1953 also saw the release of Trans-Atlantyk, a semi-autobiographical tale of a young writer called Witold, who embarks on an ocean voyage to Argentina. Taken in by the local Polish community, the story twists and turns in a way only Gombrwicz novels do until Witold finds himself the second in a duel. Controversial upon release, Trans-Atlantyk deals with the idea of nationality and what it means to the individual. Written in an unusual style, more in keeping with an ancient form of oral storytelling that was popular with rural Polish nobility, Trans-Atlantyk is often likened to Pan Tadeusz (1834) by Adam Mickiewicz. However Gombrowicz once claimed his writing was in defiance of Mickiewicz.
Gombrowicz continued with Diaries throughout the 50s and 60s. He also wrote two more novels Pornographia (1960) and Kosmos (1965). Then, after receiving a scholarship, he returned to Europe. A brief spell in West Berlin followed, but Gombrowicz was forced to move on due to a slanderous campaign by Polish Communists. He ended up in Paris where he met Rita Labrosse, his future wife. They settled in Vence in southern France where Gombrowicz wrote Kosmos. It was this novel that finally got him the recognition his work deserved, receiving the prestigious Prix International in 1967. By this time though his health had deteriorated and he was unable to fully appreciate the acclaim his work was receiving.
Now more than forty years since his death, Gombrowicz is a cultural legend in his native Poland, where his wordplay and use of language endears him to generation after generation. Ironically however, it is this mastery of the language that has most likely left him unknown to many readers outside of his mother country.

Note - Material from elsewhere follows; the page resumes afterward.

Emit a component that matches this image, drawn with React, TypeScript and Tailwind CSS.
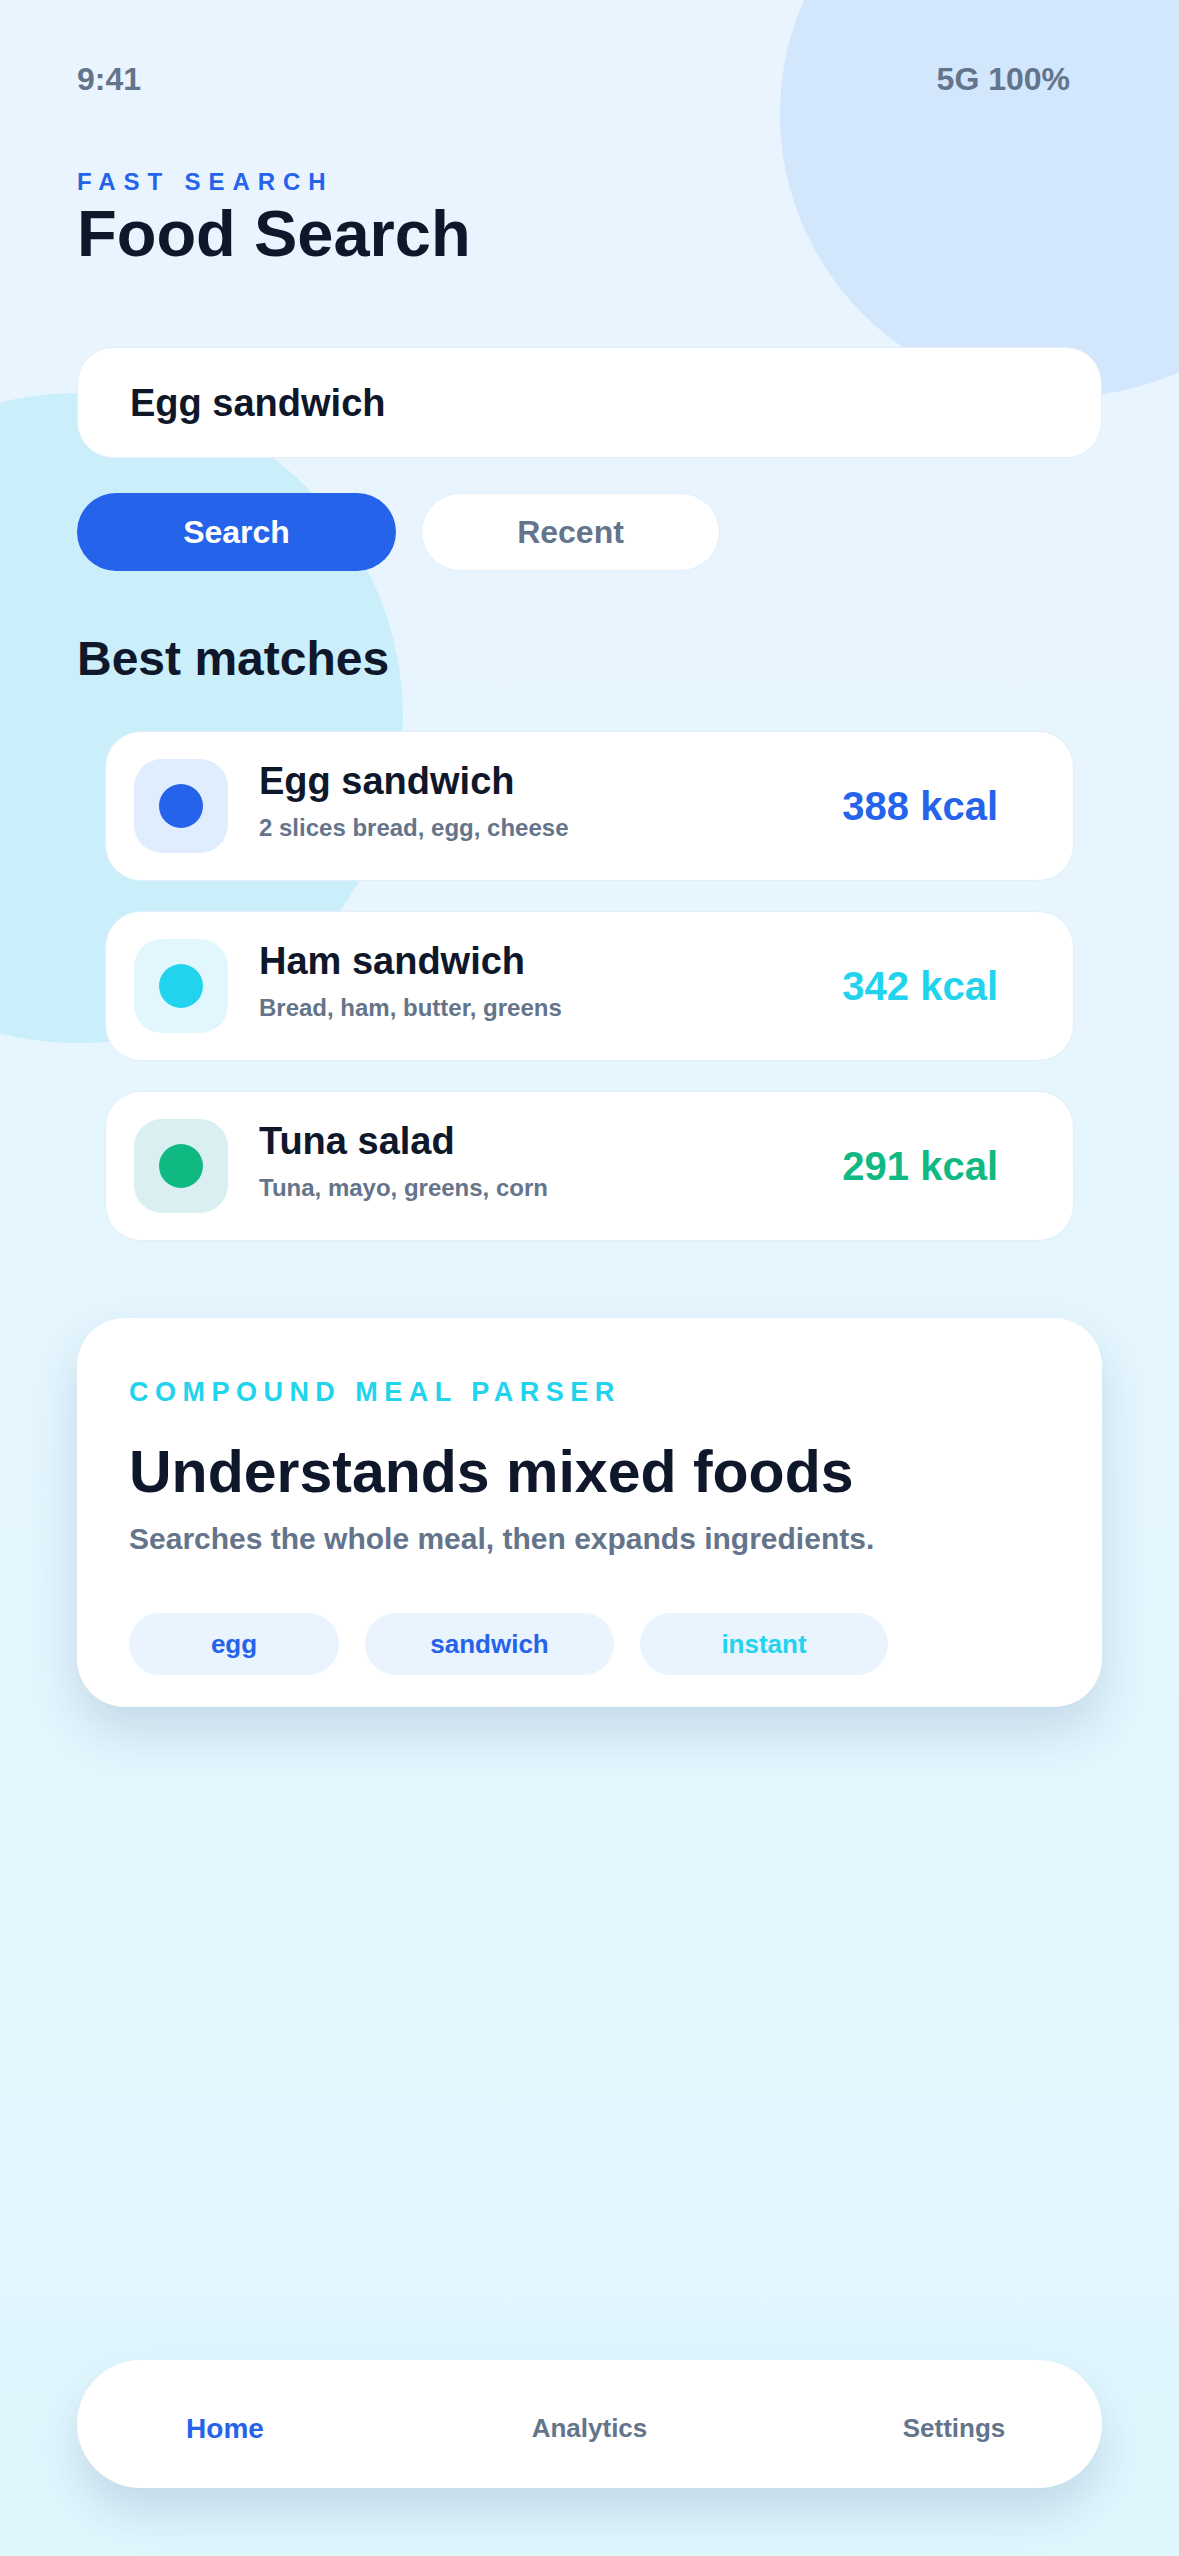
import React from "react";

interface Match {
  name: string;
  detail: string;
  kcal: string;
  dot: string;
  box: string;
  text: string;
}

const matches: Match[] = [
  {
    name: "Egg sandwich",
    detail: "2 slices bread, egg, cheese",
    kcal: "388 kcal",
    dot: "bg-[#2563eb]",
    box: "bg-[#e0edfc]",
    text: "text-[#2563eb]",
  },
  {
    name: "Ham sandwich",
    detail: "Bread, ham, butter, greens",
    kcal: "342 kcal",
    dot: "bg-[#22d3ee]",
    box: "bg-[#e1f7fd]",
    text: "text-[#22d3ee]",
  },
  {
    name: "Tuna salad",
    detail: "Tuna, mayo, greens, corn",
    kcal: "291 kcal",
    dot: "bg-[#10b981]",
    box: "bg-[#d9eff1]",
    text: "text-[#10b981]",
  },
];

const MatchCard: React.FC<{ item: Match }> = ({ item }) => {
  return (
    <div className="flex h-[150px] items-center rounded-[36px] border border-[#e4eef8] bg-white pl-[28px] pr-[75px]">
      {/* tinted icon tile */}
      <div className={`flex h-[94px] w-[94px] shrink-0 items-center justify-center rounded-[28px] ${item.box}`}>
        <div className={`h-[44px] w-[44px] rounded-full ${item.dot}`} />
      </div>
      <div className="ml-[31px] flex flex-col pb-[10px]">
        <span className="text-[38px] font-bold leading-none text-[#0f172a]">{item.name}</span>
        <span className="mt-[16px] text-[24px] font-bold leading-none text-[#64748b]">{item.detail}</span>
      </div>
      <span className={`ml-auto text-[40px] font-bold leading-none ${item.text}`}>{item.kcal}</span>
    </div>
  );
};

export default function App() {
  return (
    <div className="relative flex h-[2556px] w-full flex-col overflow-hidden bg-gradient-to-b from-[#eaf4fe] to-[#e0f7fe] font-['Liberation_Sans',Arial,sans-serif]">
      {/* background blobs */}
      <div className="absolute left-[780px] top-[-169px] h-[566px] w-[566px] rounded-full bg-[#d2e7fc]" />
      <div className="absolute left-[-247px] top-[393px] h-[650px] w-[650px] rounded-full bg-[#caeefa]" />

      <div className="relative flex flex-1 flex-col px-[77px]">
        {/* status bar */}
        <div className="flex items-center justify-between pr-[32px] pt-[63px] text-[32px] font-bold leading-none text-[#64748b]">
          <span>9:41</span>
          <span>5G 100%</span>
        </div>

        <p className="mt-[75px] text-[24px] font-bold uppercase leading-none tracking-[0.33em] text-[#2563eb]">Fast Search</p>
        <h1 className="mt-[7px] text-[65px] font-bold leading-none text-[#0f172a]">Food Search</h1>

        {/* search field */}
        <div className="mt-[81px] flex h-[111px] items-center rounded-[36px] border border-[#e4eef8] bg-white px-[52px]">
          <span className="text-[38px] font-bold leading-none text-[#0f172a]">Egg sandwich</span>
        </div>

        <div className="mt-[35px] flex gap-[25px]">
          <button className="flex h-[78px] w-[319px] items-center justify-center rounded-full bg-[#2563eb] text-[32px] font-bold text-white">
            Search
          </button>
          <button className="flex h-[78px] w-[299px] items-center justify-center rounded-full border border-[#e4eef8] bg-white text-[32px] font-bold text-[#64748b]">
            Recent
          </button>
        </div>

        <h2 className="mt-[64px] text-[48px] font-bold leading-none text-[#0f172a]">Best matches</h2>

        <div className="mt-[48px] flex flex-col gap-[30px] px-[28px]">
          {matches.map((m) => (
            <MatchCard key={m.name} item={m} />
          ))}
        </div>

        {/* compound parser card */}
        <div className="mt-[77px] flex h-[389px] flex-col rounded-[48px] bg-white px-[52px] pt-[61px] shadow-[0_24px_48px_rgba(30,70,110,0.16)]">
          <p className="text-[27px] font-bold uppercase leading-none tracking-[0.24em] text-[#22d3ee]">Compound meal parser</p>
          <h3 className="mt-[37px] text-[59px] font-bold leading-none text-[#0f172a]">Understands mixed foods</h3>
          <p className="mt-[22px] text-[30px] font-bold leading-none text-[#64748b]">Searches the whole meal, then expands ingredients.</p>
          <div className="mt-[59px] flex gap-[26px]">
            <span className="flex h-[62px] w-[210px] items-center justify-center rounded-full bg-[#eaf4fe] text-[26px] font-bold text-[#2563eb]">egg</span>
            <span className="flex h-[62px] w-[249px] items-center justify-center rounded-full bg-[#eaf4fe] text-[26px] font-bold text-[#2563eb]">sandwich</span>
            <span className="flex h-[62px] w-[248px] items-center justify-center rounded-full bg-[#eaf4fe] text-[26px] font-bold text-[#22d3ee]">instant</span>
          </div>
        </div>

        {/* bottom nav */}
        <nav className="mb-[68px] mt-auto flex h-[128px] items-center justify-between rounded-full bg-white px-[48px] pt-[9px] shadow-[0_24px_48px_rgba(30,70,110,0.16)]">
          <span className="w-[200px] text-center text-[28px] font-bold text-[#2563eb]">Home</span>
          <span className="w-[200px] text-center text-[26px] font-bold text-[#64748b]">Analytics</span>
          <span className="w-[200px] text-center text-[26px] font-bold text-[#64748b]">Settings</span>
        </nav>
      </div>
    </div>
  );
}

The first English editions of Gombrowicz’s work were published in the 60s and were taken from French, German, and Spanish translations of the Polish originals. While one of the major attractions of his work is his wordplay, many of the double-entendres he used have no English equivalents. Adding this on top of being translations of translations, Gombrowicz’s English conversion fought an uphill battle: an unknown writer that couldn’t fully be translated.
Since the turn of the century Gombrowicz’s work has been translated from the original Polish. Although we still cannot fully appreciate his mastery of language we can appreciate his beautifully absurd stories, which continue to polarise opinion. It seems that for every analyst that champions his genius, there is a critic to dismiss him. One suspects though that this is exactly how Gombrowicz would have wanted it.